Noaman Beji

Il mio nome è Noaman Beji. Sono nato quarant’anni fa a Menzel Beh Zeffa, a nord-est della Tunisia, ma da dodici anni vivo in Italia, a Palermo. Sono un mediatore culturale, a Tunisi ho studiato Storia Moderna che, per qualche anno, ho insegnato in una scuola privata. Poi ho deciso di partecipare ad un concorso per un dottorato di ricerca. Non sono andato in Francia, e neanche nel Nord Italia perché il costo della vita è troppo alto. Così sono partito per Palermo, dove già viveva mio fratello.
Ritengo che sia giusto essere considerato diverso in Italia. Ma perché una diversità esiste davvero. Per il resto qua ho trovato molti amici nelle associazioni e anche nei movimenti di sinistra. L’unico problema è stato quello di non sapere di preciso come muovermi per i miei studi. Poi, finalmente, ho bussato alle porte dell’Istituto di Storia Medievale. Non avrei mai pensato di riuscire a vincere il dottorato senza qualche conoscenza in Italia. È stato un miracolo.

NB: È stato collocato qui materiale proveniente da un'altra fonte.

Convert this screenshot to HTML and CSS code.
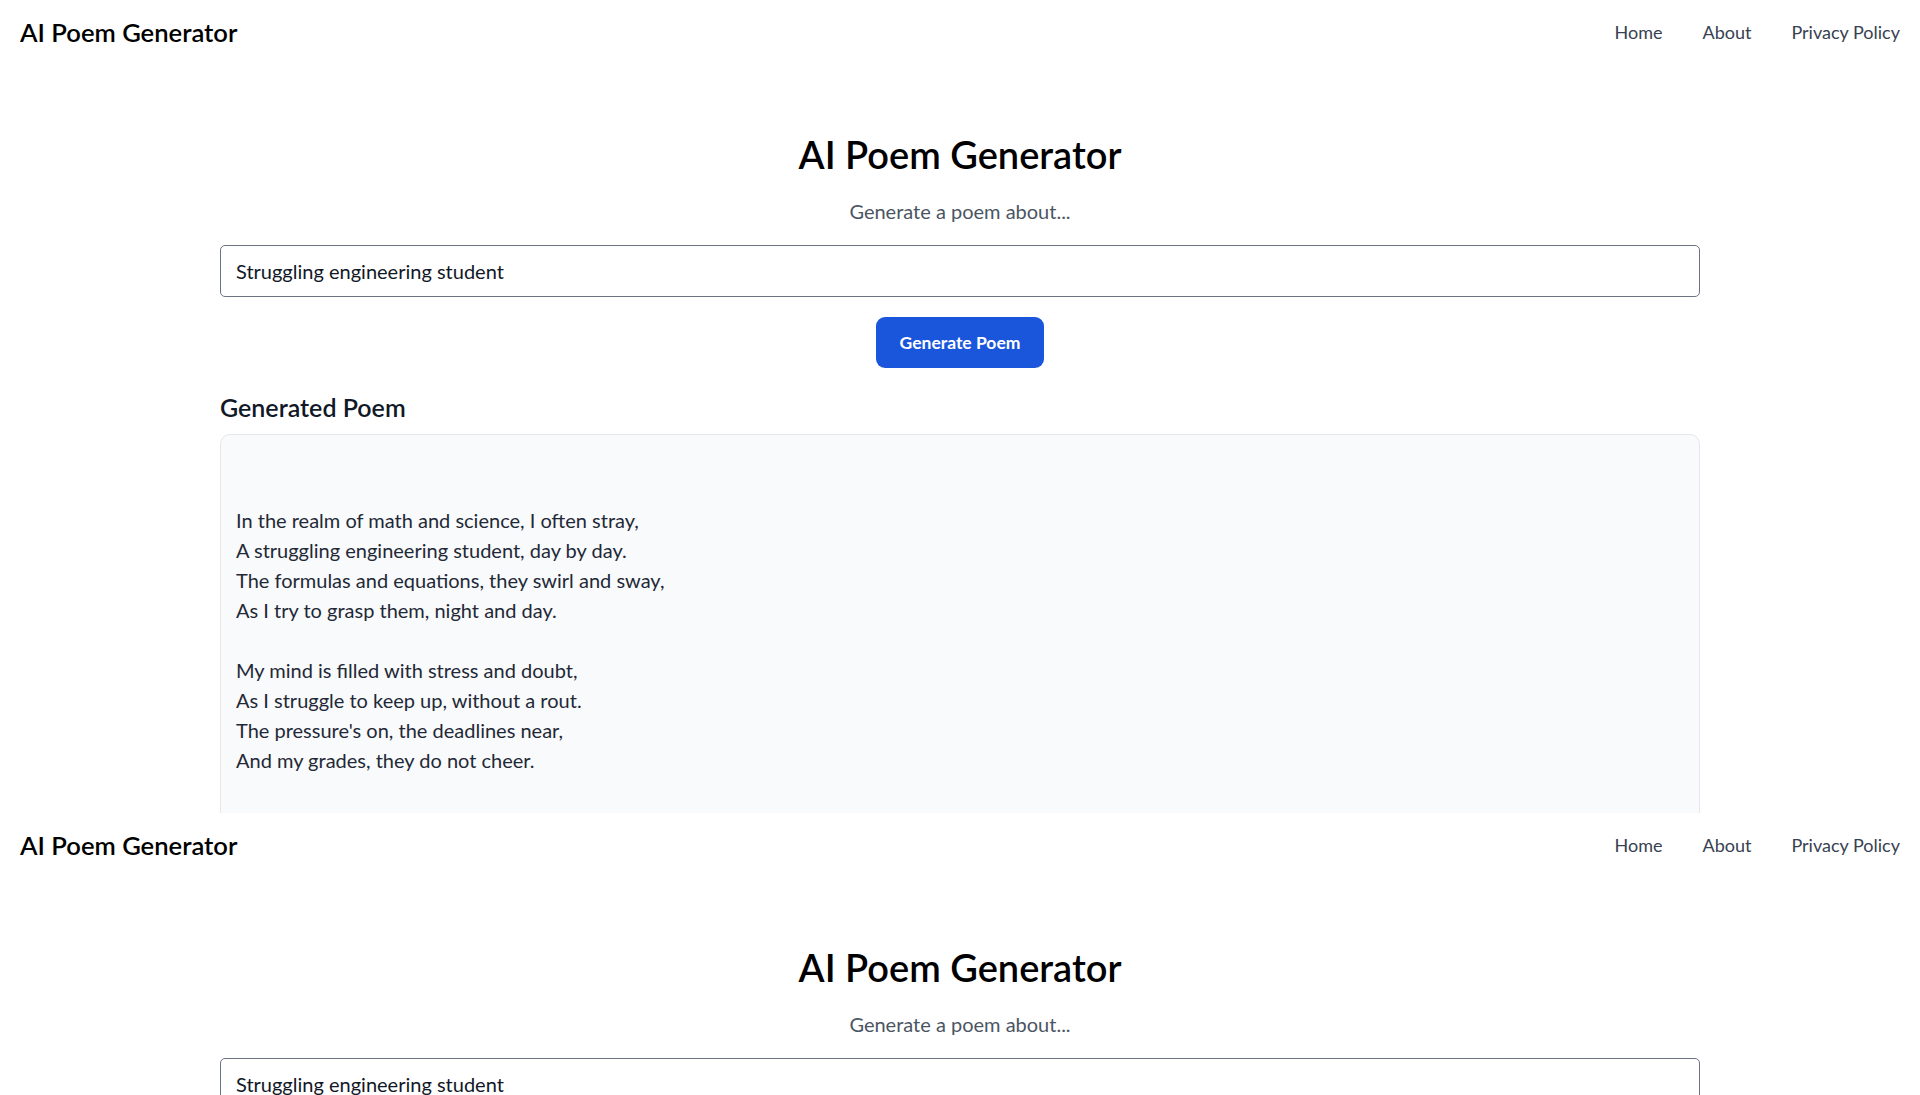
FILE: index.html
```html
<!DOCTYPE html>
<html lang="en">
<head>
<meta charset="utf-8">
<title>AI Poem Generator</title>
<link rel="stylesheet" href="styles.css">
</head>
<body>
<section class="frame">
  <nav class="nav">
    <a class="brand" href="#">AI Poem Generator</a>
    <ul class="links">
      <li><a href="#">Home</a></li>
      <li><a href="#">About</a></li>
      <li><a href="#">Privacy Policy</a></li>
    </ul>
  </nav>
  <main class="main">
    <h1 class="title">AI Poem Generator</h1>
    <p class="subtitle">Generate a poem about...</p>
    <input class="prompt" type="text" value="Struggling engineering student">
    <div class="actions"><button class="btn">Generate Poem</button></div>
    <h2 class="result-title">Generated Poem</h2>
    <div class="poem">

In the realm of math and science, I often stray,
A struggling engineering student, day by day.
The formulas and equations, they swirl and sway,
As I try to grasp them, night and day.

My mind is filled with stress and doubt,
As I struggle to keep up, without a rout.
The pressure's on, the deadlines near,
And my grades, they do not cheer.</div>
  </main>
</section>
<section class="frame frame-tail">
  <nav class="nav">
    <a class="brand" href="#">AI Poem Generator</a>
    <ul class="links">
      <li><a href="#">Home</a></li>
      <li><a href="#">About</a></li>
      <li><a href="#">Privacy Policy</a></li>
    </ul>
  </nav>
  <main class="main">
    <h1 class="title">AI Poem Generator</h1>
    <p class="subtitle">Generate a poem about...</p>
    <input class="prompt" type="text" value="Struggling engineering student">
  </main>
</section>
</body>
</html>
```

FILE: styles.css
```css
* { box-sizing: border-box; }
html, body { margin: 0; padding: 0; background: #fff; }
body { font-family: Lato, "Noto Sans", sans-serif; color: #111827; }
.frame { height: 813px; overflow: hidden; }
.frame-tail { height: 282px; }
.nav { height: 64px; display: flex; align-items: center; justify-content: space-between; padding: 0 20px; }
.brand { font-size: 25.6px; font-weight: 600; color: #000; text-decoration: none; }
.links { list-style: none; margin: 0; padding: 0; display: flex; gap: 40px; }
.links a { font-size: 18px; color: #374151; text-decoration: none; }
.main { width: 1480px; margin: 0 auto; padding-top: 66px; }
.title { margin: 0; text-align: center; font-size: 38px; line-height: 48px; font-weight: 600; color: #000; }
.subtitle { margin: 18px 0 0; text-align: center; font-size: 20px; line-height: 30px; color: #4b5563; }
.prompt { display: block; width: 100%; margin-top: 19px; height: 52px; padding: 10px 15px; font: inherit; font-size: 20px; color: #111827; border: 1px solid #6b7280; border-radius: 5px; background: #fff; }
.actions { display: flex; justify-content: center; margin-top: 20px; }
.btn { height: 51px; padding: 0 24px; background: #1a56db; color: #fff; border: 0; border-radius: 9px; font: inherit; font-size: 17.5px; font-weight: 700; }
.result-title { margin: 21px 0 9px; font-size: 25px; line-height: 36px; font-weight: 600; color: #111827; }
.poem { white-space: pre-line; border: 1px solid #e5e7eb; border-radius: 10px; background: #f9fafb; padding: 10px 15px 15px; font-size: 20px; line-height: 30px; color: #1f2937; min-height: 500px; }
```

Adesso sono mediatore culturale e lavoro presso una cooperativa, ma ho seguito anche molti ragazzi nel carcere minorile di Palermo. Amo il mio lavoro, mi permette di relazionarmi ogni giorno con le persone, anche se a volte è molto pesante. Spesso mi ritrovo impotente di fronte alla burocrazia e alla legge. È ciò che non riesco ad accettare dell’Italia: la condizione dello straniero clandestino che non viene considerato una persona, ma quasi un handicappato mentale.

Mi diverte invece come i pregiudizi di questa terra sugli stranieri (all’inizio ti chiamano sempre turco) vengano demoliti dopo pochi minuti, lasciando il posto alla cordialità.
Della Tunisia, ad essere sincero, mi mancano molto i bagni pubblici, anche in quanto luogo di aggregazione. Cosa non mi manca di Tunisi? Le bastonate della polizia durante le manifestazioni.